I have just started getting into it and it is fun. I take my daughter with me and we get some good exercise outdoors.


----------



## SeanJB (Apr 14, 2005)

I started Geocaching this year with my daughter also. We have a blast going out and looking for "treasure" together.


----------



## BRAD10281 (May 2, 2006)

I also just started this year. My wife enjoys it and we take our 5 year old daughter and 2 year old son out with us to find the treasure! Definately a good family activity.

Brad


----------



## outfishin_ (Jul 28, 2004)

I'm going out this weekend as matter of fact....Its something fun to do as break from fishing....


----------



## William H Bonney (Jan 14, 2003)

jlcrss said:


> I have just started getting into it and it is fun. I take my daughter with me and we get some good exercise outdoors.


What exactly is "geo-caching"? LOL. I was very interested until the word "exercise" popped up in your post. But seriously,, I don't know what it is.


----------



## jlcrss (May 17, 2006)

Well you go out and you place bombs in strategic.....oh wait.....sorry wrong sport. Just kidding Geocaching is when you use a gps to locate certain spots in the world that contain items (misc nick naks) that people have hidden. You usually go to a web site like WWW.GEOCACHING.COM and learn coordinates to certain "caches". You then locate these and then log them at the cache and web site. It s kinda dorky but kinda fun in the same sense.


----------



## Canoeboy (Jun 5, 2006)

I started about 6 months ago and have found 9 already. One of my finds was a travel bug.


----------



## twohats (Oct 1, 2004)

We like to geocache. Its a lot of fun for the kids. It is sort of dorky but the higher rated caches are fun and sometimes get a little frustrateing when you cant find it. Some of them are hidden very very well.


----------



## Splitshot (Nov 30, 2000)

I do it all the time, but a little differently. I use my gps to locate fishing spots, mushroom spots, deer blinds, my car and home.

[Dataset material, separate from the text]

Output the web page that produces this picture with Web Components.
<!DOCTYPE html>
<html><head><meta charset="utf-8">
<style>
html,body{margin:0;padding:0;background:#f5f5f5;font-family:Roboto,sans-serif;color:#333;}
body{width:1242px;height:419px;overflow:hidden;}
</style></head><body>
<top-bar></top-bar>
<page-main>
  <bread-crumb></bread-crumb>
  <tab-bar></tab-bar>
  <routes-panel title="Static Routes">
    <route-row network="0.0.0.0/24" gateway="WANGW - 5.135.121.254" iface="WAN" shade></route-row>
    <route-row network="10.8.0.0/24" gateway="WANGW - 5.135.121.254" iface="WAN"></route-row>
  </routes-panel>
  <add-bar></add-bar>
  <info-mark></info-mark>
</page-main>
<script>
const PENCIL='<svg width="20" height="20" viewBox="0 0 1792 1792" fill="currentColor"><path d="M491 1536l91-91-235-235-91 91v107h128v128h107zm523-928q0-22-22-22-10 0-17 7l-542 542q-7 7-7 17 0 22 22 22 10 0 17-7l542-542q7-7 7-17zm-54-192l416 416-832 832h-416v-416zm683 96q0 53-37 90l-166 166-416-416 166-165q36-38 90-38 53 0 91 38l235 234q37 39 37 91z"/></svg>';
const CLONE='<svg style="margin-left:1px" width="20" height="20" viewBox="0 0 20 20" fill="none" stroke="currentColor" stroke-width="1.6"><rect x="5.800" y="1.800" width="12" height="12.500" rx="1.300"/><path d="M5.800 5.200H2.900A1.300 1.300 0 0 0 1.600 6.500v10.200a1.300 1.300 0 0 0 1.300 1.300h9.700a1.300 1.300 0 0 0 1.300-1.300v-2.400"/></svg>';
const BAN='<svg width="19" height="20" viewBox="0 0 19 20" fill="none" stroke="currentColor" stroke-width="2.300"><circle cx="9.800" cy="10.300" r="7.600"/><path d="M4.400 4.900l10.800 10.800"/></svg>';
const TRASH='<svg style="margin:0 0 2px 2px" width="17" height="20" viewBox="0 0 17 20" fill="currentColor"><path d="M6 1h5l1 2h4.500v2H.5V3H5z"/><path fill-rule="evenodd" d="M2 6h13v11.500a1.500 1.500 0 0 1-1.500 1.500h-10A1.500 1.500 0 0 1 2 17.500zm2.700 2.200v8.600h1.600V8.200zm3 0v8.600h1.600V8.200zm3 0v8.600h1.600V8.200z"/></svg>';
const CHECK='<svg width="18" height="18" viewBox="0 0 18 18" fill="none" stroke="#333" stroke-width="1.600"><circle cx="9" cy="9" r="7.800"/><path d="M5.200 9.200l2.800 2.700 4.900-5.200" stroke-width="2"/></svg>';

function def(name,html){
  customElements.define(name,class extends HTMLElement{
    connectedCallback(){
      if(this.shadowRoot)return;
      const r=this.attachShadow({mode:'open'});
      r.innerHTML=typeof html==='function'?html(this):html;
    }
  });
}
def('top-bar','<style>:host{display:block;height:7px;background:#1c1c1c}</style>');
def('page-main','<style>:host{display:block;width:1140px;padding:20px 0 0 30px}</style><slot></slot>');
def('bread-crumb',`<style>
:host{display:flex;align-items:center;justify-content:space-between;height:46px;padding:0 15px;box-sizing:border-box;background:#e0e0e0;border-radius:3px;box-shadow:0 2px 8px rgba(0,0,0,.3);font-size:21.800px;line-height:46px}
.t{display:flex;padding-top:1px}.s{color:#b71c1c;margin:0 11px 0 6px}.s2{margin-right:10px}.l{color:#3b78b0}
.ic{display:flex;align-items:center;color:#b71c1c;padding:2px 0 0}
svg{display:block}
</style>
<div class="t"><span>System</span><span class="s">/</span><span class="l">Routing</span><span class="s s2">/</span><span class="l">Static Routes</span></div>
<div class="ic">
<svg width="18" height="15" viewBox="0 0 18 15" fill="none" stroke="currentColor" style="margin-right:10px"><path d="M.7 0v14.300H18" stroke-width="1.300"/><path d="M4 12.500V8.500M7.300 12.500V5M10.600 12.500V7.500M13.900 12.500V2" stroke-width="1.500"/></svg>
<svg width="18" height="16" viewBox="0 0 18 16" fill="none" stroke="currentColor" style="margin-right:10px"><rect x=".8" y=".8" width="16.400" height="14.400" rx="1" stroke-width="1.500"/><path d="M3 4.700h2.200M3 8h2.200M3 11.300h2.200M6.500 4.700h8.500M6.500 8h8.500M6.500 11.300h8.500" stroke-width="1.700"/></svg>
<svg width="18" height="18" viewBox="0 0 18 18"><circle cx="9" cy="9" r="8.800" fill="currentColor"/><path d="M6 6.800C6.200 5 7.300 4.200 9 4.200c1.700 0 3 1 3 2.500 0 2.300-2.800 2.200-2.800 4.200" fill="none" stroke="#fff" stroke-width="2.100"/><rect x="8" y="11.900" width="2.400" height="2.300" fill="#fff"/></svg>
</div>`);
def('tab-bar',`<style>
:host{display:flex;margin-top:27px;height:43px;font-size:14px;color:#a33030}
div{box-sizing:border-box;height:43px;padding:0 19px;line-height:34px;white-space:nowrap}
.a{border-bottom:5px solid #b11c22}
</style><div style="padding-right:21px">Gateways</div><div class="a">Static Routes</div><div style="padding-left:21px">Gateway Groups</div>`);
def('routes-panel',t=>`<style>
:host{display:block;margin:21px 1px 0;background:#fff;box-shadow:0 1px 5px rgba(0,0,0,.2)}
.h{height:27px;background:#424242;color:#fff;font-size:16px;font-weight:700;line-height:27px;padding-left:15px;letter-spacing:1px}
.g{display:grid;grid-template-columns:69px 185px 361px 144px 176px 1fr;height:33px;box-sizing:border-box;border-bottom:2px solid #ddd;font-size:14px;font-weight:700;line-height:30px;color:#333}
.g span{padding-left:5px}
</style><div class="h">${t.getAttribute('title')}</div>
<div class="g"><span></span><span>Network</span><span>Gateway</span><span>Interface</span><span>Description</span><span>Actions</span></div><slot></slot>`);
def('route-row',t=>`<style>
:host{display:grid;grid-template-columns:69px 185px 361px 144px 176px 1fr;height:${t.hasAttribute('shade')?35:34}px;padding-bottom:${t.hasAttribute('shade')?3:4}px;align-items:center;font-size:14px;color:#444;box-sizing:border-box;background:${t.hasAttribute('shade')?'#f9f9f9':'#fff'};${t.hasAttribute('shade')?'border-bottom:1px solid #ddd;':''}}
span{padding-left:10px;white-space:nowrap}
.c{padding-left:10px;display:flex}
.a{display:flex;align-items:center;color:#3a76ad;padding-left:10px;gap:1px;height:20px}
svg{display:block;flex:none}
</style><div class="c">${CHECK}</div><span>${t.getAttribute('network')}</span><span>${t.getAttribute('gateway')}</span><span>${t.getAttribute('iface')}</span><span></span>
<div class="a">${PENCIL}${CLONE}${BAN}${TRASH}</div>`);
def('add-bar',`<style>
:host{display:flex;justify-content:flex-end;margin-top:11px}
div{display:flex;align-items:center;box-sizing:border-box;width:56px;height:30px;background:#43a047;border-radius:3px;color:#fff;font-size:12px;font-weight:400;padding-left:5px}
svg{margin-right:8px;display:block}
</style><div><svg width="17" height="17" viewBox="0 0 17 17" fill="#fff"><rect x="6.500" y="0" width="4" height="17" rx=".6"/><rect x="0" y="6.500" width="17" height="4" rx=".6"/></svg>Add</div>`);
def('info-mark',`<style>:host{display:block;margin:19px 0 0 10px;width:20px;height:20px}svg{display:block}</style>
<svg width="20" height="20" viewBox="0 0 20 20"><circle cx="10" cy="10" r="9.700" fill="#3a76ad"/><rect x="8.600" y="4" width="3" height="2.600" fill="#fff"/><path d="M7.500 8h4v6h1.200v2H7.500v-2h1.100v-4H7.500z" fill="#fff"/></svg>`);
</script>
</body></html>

I think it is a good way to learn how to find anything.


----------



## bucknduck (Nov 7, 2003)

went geocaching for the first time this weekend with my daughter. We had so much fun that when we got home and told my wife that she wanted to go out to see if she could find the location. 
I even overheard her and my daughter making plans of setting up their own cache.


----------



## redneckdan (Dec 14, 2004)

I tried it and it just wasn't for me. I do use my GPS as a navigation aid to spots that a find on a map and want to find in person.


----------